This is an air museum situated on the old RAF station of Winthorpe near Newark. It of course has one my all-time favourite aircraft this English Electric Lightning T.5 XS417 first flown 17.7.64. It also has one of the fifteen remaining Avro Vulcans in the UK which is the subject of the next photo!
This museum has an internationally renowned art collection containing paintings by El Greco, Francisco Goya, Canaletto which I thought was an ice-cream, Jean-Honore Fragenard and Francois Boucher. It was opened in 1892 and was built in grand French style with landscaped gardens. Like the outside hence the photo. Inside? Nah!!!!!
This river rises on the eastern slope of Cross Fell in the North Pennines. It flows eastward for 85 miles to reach the North Sea between Redcar and Hartlepool near Middlesborough.
Barnard Castle is a ruined medieval castle situated in the town of the same name in Teesdale, County Durham. The castle is a Scheduled Ancient Monument and was designated as a Grade 1 listed building in 1950. A castle was built on the site from 1095 to 1125 by Guy de Balliol and was extended from 1125 to 1185 by his nephew Bernard de Balliol and his son Bernard II. It is now in the custody of English Heritage.

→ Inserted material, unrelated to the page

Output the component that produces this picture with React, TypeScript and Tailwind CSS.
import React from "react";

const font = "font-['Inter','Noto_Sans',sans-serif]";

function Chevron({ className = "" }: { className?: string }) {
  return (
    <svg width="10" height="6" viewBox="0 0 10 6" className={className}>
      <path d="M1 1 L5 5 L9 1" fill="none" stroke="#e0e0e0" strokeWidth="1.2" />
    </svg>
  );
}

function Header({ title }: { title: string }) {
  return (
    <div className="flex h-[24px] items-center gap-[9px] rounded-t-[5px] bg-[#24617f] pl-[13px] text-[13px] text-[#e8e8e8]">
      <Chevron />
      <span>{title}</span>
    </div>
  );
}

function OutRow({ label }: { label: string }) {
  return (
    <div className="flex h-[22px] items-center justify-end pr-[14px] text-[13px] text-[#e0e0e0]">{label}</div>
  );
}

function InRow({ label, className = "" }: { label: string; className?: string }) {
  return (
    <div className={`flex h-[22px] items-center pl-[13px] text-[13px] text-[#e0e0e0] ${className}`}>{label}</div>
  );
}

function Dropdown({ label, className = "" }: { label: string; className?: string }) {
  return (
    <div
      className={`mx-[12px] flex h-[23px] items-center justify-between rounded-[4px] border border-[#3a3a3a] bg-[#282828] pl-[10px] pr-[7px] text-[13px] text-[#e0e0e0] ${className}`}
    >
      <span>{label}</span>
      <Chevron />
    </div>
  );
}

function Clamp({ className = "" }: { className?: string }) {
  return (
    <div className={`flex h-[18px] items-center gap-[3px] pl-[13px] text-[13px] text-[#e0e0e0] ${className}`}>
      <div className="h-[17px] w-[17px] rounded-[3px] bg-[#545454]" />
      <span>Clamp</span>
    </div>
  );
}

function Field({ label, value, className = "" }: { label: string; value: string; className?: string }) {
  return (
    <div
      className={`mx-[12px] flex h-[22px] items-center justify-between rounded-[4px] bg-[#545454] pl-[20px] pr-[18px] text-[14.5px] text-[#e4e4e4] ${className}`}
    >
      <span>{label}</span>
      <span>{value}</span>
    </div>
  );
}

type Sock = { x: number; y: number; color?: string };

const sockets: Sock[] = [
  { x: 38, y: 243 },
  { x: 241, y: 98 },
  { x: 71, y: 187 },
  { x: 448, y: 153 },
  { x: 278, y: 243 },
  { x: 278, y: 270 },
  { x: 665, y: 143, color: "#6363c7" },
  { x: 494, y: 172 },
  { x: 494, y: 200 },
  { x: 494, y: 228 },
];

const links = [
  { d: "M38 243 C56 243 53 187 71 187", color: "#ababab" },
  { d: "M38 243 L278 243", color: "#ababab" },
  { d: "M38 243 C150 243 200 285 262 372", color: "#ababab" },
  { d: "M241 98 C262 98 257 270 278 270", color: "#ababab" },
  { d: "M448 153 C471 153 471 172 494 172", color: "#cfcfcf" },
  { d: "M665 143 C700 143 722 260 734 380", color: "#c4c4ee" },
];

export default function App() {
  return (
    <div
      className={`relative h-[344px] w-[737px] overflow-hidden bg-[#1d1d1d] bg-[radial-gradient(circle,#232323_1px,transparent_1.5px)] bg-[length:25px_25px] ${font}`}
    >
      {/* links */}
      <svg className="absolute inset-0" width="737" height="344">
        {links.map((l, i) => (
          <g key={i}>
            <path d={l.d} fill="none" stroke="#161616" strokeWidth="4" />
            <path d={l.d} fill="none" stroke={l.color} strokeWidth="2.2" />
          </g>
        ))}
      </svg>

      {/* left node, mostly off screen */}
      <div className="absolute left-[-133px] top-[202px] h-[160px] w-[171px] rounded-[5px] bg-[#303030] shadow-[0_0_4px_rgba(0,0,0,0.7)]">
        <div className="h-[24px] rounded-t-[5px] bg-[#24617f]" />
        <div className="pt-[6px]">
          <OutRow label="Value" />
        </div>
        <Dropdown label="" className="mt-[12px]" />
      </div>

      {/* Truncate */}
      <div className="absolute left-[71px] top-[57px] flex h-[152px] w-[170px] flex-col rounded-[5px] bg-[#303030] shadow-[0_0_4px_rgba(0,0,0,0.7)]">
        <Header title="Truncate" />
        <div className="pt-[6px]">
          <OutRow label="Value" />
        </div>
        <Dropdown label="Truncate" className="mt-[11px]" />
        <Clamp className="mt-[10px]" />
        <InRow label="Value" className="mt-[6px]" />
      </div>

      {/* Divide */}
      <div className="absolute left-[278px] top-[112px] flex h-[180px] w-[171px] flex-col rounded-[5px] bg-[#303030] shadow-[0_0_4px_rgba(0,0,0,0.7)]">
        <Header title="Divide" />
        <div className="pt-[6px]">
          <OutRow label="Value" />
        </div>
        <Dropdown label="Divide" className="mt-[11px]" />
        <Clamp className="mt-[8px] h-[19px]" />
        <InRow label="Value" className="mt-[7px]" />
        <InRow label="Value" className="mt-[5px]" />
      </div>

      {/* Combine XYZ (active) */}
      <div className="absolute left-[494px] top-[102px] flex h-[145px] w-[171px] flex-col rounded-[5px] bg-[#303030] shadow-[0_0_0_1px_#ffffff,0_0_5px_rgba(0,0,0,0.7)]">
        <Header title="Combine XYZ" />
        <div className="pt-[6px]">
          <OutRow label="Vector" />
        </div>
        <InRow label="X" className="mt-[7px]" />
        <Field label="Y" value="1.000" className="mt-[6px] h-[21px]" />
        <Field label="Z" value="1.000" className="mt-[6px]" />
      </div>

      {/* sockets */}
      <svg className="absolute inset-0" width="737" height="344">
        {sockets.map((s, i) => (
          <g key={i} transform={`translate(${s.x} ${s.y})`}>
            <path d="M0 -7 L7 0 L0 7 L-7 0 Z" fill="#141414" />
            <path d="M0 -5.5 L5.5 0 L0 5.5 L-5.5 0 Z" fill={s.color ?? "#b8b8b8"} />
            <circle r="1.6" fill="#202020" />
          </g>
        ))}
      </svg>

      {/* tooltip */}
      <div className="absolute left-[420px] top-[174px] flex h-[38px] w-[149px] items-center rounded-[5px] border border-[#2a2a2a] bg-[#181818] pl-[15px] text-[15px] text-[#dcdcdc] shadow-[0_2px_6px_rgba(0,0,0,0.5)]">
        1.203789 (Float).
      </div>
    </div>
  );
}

When I joined the Royal Signals in 1963 I was based in Catterick Camp and often visited Richmond. I never set eyes on this castle! It stands in a commanding position above the River Swale close to the centre of Richmond. It was originally called "Riche Mount", "The strong hill". the castle was constructed from 1071 onwards as part of the Norman Conquest of Saxon England as the Domesday Book of 1086 refers to a 'castelry' in Richmond that year.

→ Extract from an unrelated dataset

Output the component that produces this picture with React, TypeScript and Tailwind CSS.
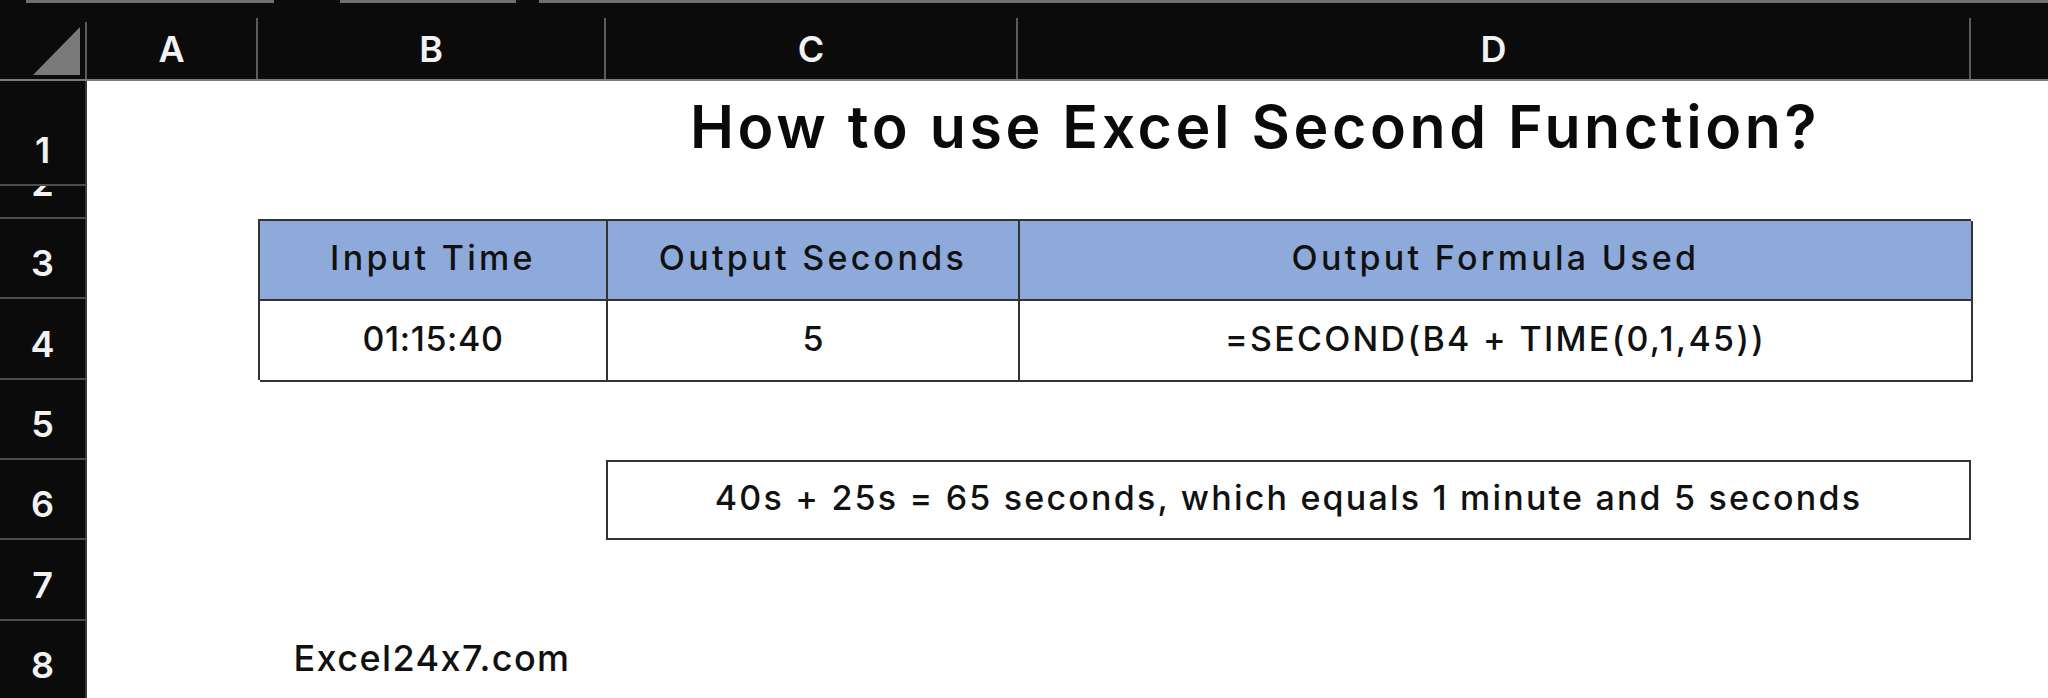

Taken from Richmond Castle. The source of the River Swale is at the confluence of Birkdale Beck and Great Sleddale Beck. The river flows north north east eventually joining the River Ure near Myton-On-Swale. It is 117.8 kilometres in length.
This 15th century tower dominates the Friary Memorial Gardens and holds a position of great importance in the history and development of Richmond. This fine Franciscan Friary bell tower built by the Greyfriars of Richmond represents the northernmost surviving monument to their great, if short-lived, impact upon the religious and social life of England. Dating back to the late 15th century the Tower originally formed part of an expansion of the Friary which was first established by the Franciscan Order in 1257/58 and is unique in that so much of the building has survived to the modern day.

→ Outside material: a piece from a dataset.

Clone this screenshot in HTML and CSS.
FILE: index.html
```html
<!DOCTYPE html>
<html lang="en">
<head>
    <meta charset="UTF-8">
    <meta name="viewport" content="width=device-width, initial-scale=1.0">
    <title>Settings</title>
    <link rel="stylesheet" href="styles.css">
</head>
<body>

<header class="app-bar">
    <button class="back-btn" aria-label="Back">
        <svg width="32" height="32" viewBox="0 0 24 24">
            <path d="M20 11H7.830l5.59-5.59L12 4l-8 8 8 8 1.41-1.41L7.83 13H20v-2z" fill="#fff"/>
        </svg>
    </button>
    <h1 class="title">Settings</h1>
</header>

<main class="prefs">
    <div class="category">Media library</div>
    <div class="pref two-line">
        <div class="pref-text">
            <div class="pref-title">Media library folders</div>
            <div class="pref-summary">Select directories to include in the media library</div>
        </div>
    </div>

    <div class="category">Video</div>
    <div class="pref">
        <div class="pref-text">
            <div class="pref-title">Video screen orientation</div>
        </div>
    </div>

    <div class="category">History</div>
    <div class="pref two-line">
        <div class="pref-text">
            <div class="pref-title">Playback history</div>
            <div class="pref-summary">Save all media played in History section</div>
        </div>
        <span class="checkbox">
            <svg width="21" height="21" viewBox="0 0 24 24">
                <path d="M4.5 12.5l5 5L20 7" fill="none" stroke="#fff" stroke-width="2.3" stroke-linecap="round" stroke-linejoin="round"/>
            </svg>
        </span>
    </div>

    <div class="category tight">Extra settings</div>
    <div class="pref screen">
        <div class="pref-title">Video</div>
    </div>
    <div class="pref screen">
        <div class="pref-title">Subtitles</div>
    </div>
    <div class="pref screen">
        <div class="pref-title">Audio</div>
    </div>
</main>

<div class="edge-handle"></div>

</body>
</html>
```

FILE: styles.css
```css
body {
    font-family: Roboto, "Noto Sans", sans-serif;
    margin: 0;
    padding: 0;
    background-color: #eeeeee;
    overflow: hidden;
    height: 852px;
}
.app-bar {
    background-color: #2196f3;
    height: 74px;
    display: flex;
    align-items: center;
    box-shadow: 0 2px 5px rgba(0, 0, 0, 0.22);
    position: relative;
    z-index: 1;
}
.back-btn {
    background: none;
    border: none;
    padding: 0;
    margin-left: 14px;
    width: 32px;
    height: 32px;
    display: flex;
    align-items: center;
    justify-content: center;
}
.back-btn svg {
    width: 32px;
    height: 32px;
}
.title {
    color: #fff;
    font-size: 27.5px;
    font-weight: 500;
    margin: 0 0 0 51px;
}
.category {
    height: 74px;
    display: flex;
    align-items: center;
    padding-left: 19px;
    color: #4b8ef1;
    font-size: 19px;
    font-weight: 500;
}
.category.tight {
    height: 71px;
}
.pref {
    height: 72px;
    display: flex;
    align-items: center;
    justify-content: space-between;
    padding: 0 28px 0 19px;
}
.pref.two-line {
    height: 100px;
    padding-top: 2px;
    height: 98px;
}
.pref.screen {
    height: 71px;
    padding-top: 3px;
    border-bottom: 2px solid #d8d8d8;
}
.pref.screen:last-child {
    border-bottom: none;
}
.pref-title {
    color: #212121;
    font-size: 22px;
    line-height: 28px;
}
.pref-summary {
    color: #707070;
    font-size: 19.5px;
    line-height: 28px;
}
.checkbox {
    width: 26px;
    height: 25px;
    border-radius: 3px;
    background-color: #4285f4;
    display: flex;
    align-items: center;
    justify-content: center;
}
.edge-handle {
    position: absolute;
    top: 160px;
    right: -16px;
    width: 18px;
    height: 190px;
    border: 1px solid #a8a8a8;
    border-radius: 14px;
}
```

This photo was taken from the Middleham side of the bridge. The other side is the Leyburn side.
This river in north Yorkshire is about 74 miles long from its source until it reaches the point where it changes its name to the River Ouse. It is the principle river of Wensleydale. The Ure is one of many rivers and waterways which drain the Dales into the Ouse. Tributaries of the Ure include the River Swale and River Skell.
The sixth castle on our list, building commenced in 1190 near the site of an earlier motte and bailey castle. At one time it was in the hands of Richard III but he spent little time there. After Richard's death at the Battle of Bosworth in 1485 the castle stayed in royal hands up to the reign of James I when it was sold. It fell into disuse and disrepair in the 17th century and was garrisoned in the Civil War but saw no action. It is now in the care of English Heritage. Right next door is Ben Haslam's racing stables and there were a few fillies on display! I was gonna photograph one until I got "the look"!!!